Let’s do the math so there’s no confusion. Say they promise ‘1% weekly return’. Sounds tame, right? But compound it: 1% per week = (1.01)^52 ≈ 1.68 → 68% annual return. Real banks pay ~4% on term deposits. Vanguard’s global stock index averages ~7–9% over decades, with massive volatility. A guaranteed 68%? That’s not finance. That’s arithmetic screaming ‘PONZI’.

And it gets worse. That ‘$125 bonus’? It’s locked behind withdrawal conditions — ‘verify KYC’, ‘complete 3 trades’, ‘hold for 90 days’. Meanwhile, your $1,000 sits untouched in their hot wallet. Every new deposit funds the ‘bonuses’ of people ahead of you in line. You’re not an investor. You’re a funding source.

scam warning

This is the bucket analogy, live: imagine 100 people each pour $1,000 in. That’s $100,000 total. They use $12,500 of it to pay ‘bonuses’ to the first 100 — making them think it’s working. Then they take $15,000 as ‘platform fees’. Now $72,500 remains. Next week, only 30 people join. They need $3,750 to pay ‘returns’ to the first wave. So they pay it — from the remaining pool. But when sign-ups drop to 5? The bucket has a hole at the bottom, and no one’s pouring anymore. Suddenly, ‘system maintenance’ begins. Withdrawals freeze. Support vanishes. The domain goes dark. And the founders? They’ve already moved $300k+ to privacy coins and offshore exchanges.
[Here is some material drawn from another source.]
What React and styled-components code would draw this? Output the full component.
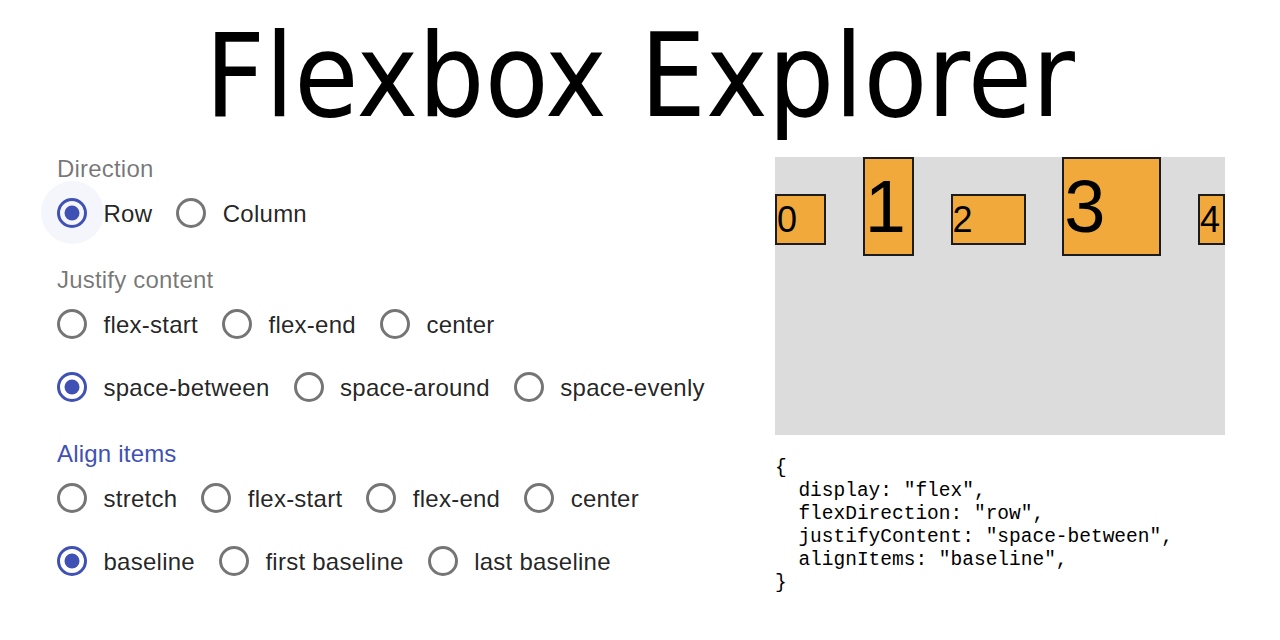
import React from "react";
import styled, { createGlobalStyle } from "styled-components";

const GlobalStyle = createGlobalStyle`
  html, body { margin: 0; padding: 0; background: #ffffff; }
  body { font-family: "Liberation Sans", Arial, sans-serif; color: rgba(0,0,0,0.87); }
`;

const Page = styled.div`
  width: 1280px;
  height: 640px;
  overflow: hidden;
`;

const Title = styled.h1`
  margin: 6px 0 0;
  text-align: center;
  font-family: "DejaVu Sans Condensed", "DejaVu Sans", sans-serif;
  font-stretch: condensed;
  font-weight: 400;
  font-size: 116px;
  line-height: 140px;
  color: #000;
  letter-spacing: 0.1px;
`;

const Main = styled.div`
  display: flex;
  justify-content: space-between;
  align-items: flex-start;
  padding: 11px 55px 0 57px;
`;

const Controls = styled.div`
  width: 686px;
  display: flex;
  flex-direction: column;
  gap: 24px;
`;

const Group = styled.div`
  display: flex;
  flex-direction: column;
`;

const GroupLabel = styled.div`
  font-family: "Liberation Sans", Arial, sans-serif;
  font-size: 24px;
  line-height: 1;
  height: 24px;
  letter-spacing: 0.2px;
  color: ${(p) => (p.$focused ? "#3f51b5" : "rgba(0,0,0,0.54)")};
`;

const Options = styled.div`
  display: flex;
  flex-wrap: wrap;
`;

const Option = styled.label`
  display: inline-flex;
  align-items: center;
  height: 63px;
  margin-left: -16.5px;
  margin-right: 24px;
  font-family: "Liberation Sans", Arial, sans-serif;
  font-size: 24px;
  color: rgba(0,0,0,0.87);
  cursor: pointer;
`;

const RadioBase = styled.span`
  width: 63px;
  height: 63px;
  flex: 0 0 63px;
  display: flex;
  align-items: center;
  justify-content: center;
  border-radius: 50%;
  background: ${(p) => (p.$hover ? "rgba(63,81,181,0.05)" : "transparent")};
  color: ${(p) => (p.$checked ? "#3f51b5" : "rgba(0,0,0,0.54)")};
`;

const OptionText = styled.span`
  line-height: 1.5;
  padding-top: 2px;
  letter-spacing: 0.25px;
  white-space: nowrap;
`;

const Preview = styled.div`
  width: 450px;
  display: flex;
  flex-direction: column;
`;

const Stage = styled.div`
  height: 278px;
  background: #dcdcdc;
  display: flex;
  flex-direction: row;
  justify-content: space-between;
  align-items: baseline;
`;

const Item = styled.div`
  box-sizing: border-box;
  width: ${(p) => p.$w}px;
  height: ${(p) => p.$h}px;
  padding-top: ${(p) => p.$pt}px;
  background: #f2a93b;
  border: 2px solid #1c1c1c;
  font-family: "Liberation Sans", Arial, sans-serif;
  font-size: ${(p) => p.$fs}px;
  line-height: 1;
  color: #000;
`;

const Code = styled.pre`
  margin: 22px 0 0;
  font-family: "Liberation Mono", "DejaVu Sans Mono", monospace;
  font-size: 19.5px;
  line-height: 23px;
  color: #000;
`;

function RadioIcon({ checked }) {
  return (
    <svg width="36" height="36" viewBox="0 0 24 24" aria-hidden="true">
      <circle cx="12" cy="12" r="9" fill="none" stroke="currentColor" strokeWidth="2" />
      {checked && <circle cx="12" cy="12" r="5" fill="currentColor" />}
    </svg>
  );
}

const groups = [
  {
    label: "Direction",
    options: ["Row", "Column"],
    value: "Row",
    hover: "Row",
  },
  {
    label: "Justify content",
    options: ["flex-start", "flex-end", "center", "space-between", "space-around", "space-evenly"],
    value: "space-between",
  },
  {
    label: "Align items",
    options: ["stretch", "flex-start", "flex-end", "center", "baseline", "first baseline", "last baseline"],
    value: "baseline",
    focused: true,
  },
];

const items = [
  { n: 0, w: 51, h: 51, fs: 36, pt: 6.5 },
  { n: 1, w: 51, h: 99, fs: 74, pt: 11.4 },
  { n: 2, w: 75, h: 51, fs: 36, pt: 6.5 },
  { n: 3, w: 99, h: 99, fs: 74, pt: 11.4 },
  { n: 4, w: 27, h: 51, fs: 36, pt: 6.5 },
];

const codeText = `{
  display: "flex",
  flexDirection: "row",
  justifyContent: "space-between",
  alignItems: "baseline",
}`;

export default function App() {
  return (
    <Page>
      <GlobalStyle />
      <Title>Flexbox Explorer</Title>
      <Main>
        <Controls>
          {groups.map((g) => (
            <Group key={g.label}>
              <GroupLabel $focused={g.focused}>{g.label}</GroupLabel>
              <Options>
                {g.options.map((o) => (
                  <Option key={o}>
                    <RadioBase $checked={o === g.value} $hover={o === g.hover}>
                      <RadioIcon checked={o === g.value} />
                    </RadioBase>
                    <OptionText>{o}</OptionText>
                  </Option>
                ))}
              </Options>
            </Group>
          ))}
        </Controls>
        <Preview>
          <Stage>
            {items.map((it) => (
              <Item key={it.n} $w={it.w} $h={it.h} $fs={it.fs} $pt={it.pt}>
                {it.n}
              </Item>
            ))}
          </Stage>
          <Code>{codeText}</Code>
        </Preview>
      </Main>
    </Page>
  );
}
This isn’t speculation. It’s mechanics. Every crypto ‘bonus’ scheme that asks you to deposit fiat or stablecoins into an unregulated platform — while promising risk-free returns — operates *exactly* this way. No assets. No audits. No underlying business. Just a ledger moving numbers between victims.

Warren Buffett once said: ‘If you’ve been in the game 30 minutes and you don’t know who the patsy is, you’re the patsy.’ You read this offer. You felt the dopamine hit of ‘free money’. You didn’t ask where the $125 came from — because it felt like a bank was backing it. But banks don’t run referral codes with random strings like Jue178. Banks don’t ask you to ‘activate’ savings accounts by depositing then withdrawing. Banks don’t hide behind shortened UTM links and campaign subdomains.

Your $1,000 wasn’t invested. It wasn’t lent. It wasn’t traded. It was collected. And unless you withdrew it within the first 48 hours — before the next wave of deposits arrived — it’s already gone. Not lost. Not frozen. Stolen.

If you’ve already sent money: stop depositing more. Stop recruiting friends. Document everything — screenshots, transaction hashes, wallet addresses. Report it to ASIC and the AFP now. If you haven’t — close that tab. Delete the link. And next time you see ‘bank + bonus + crypto’, remember: the only thing being maximised is the scammer’s profit margin.

You deserve better than a bucket with a hole. Don’t be the water.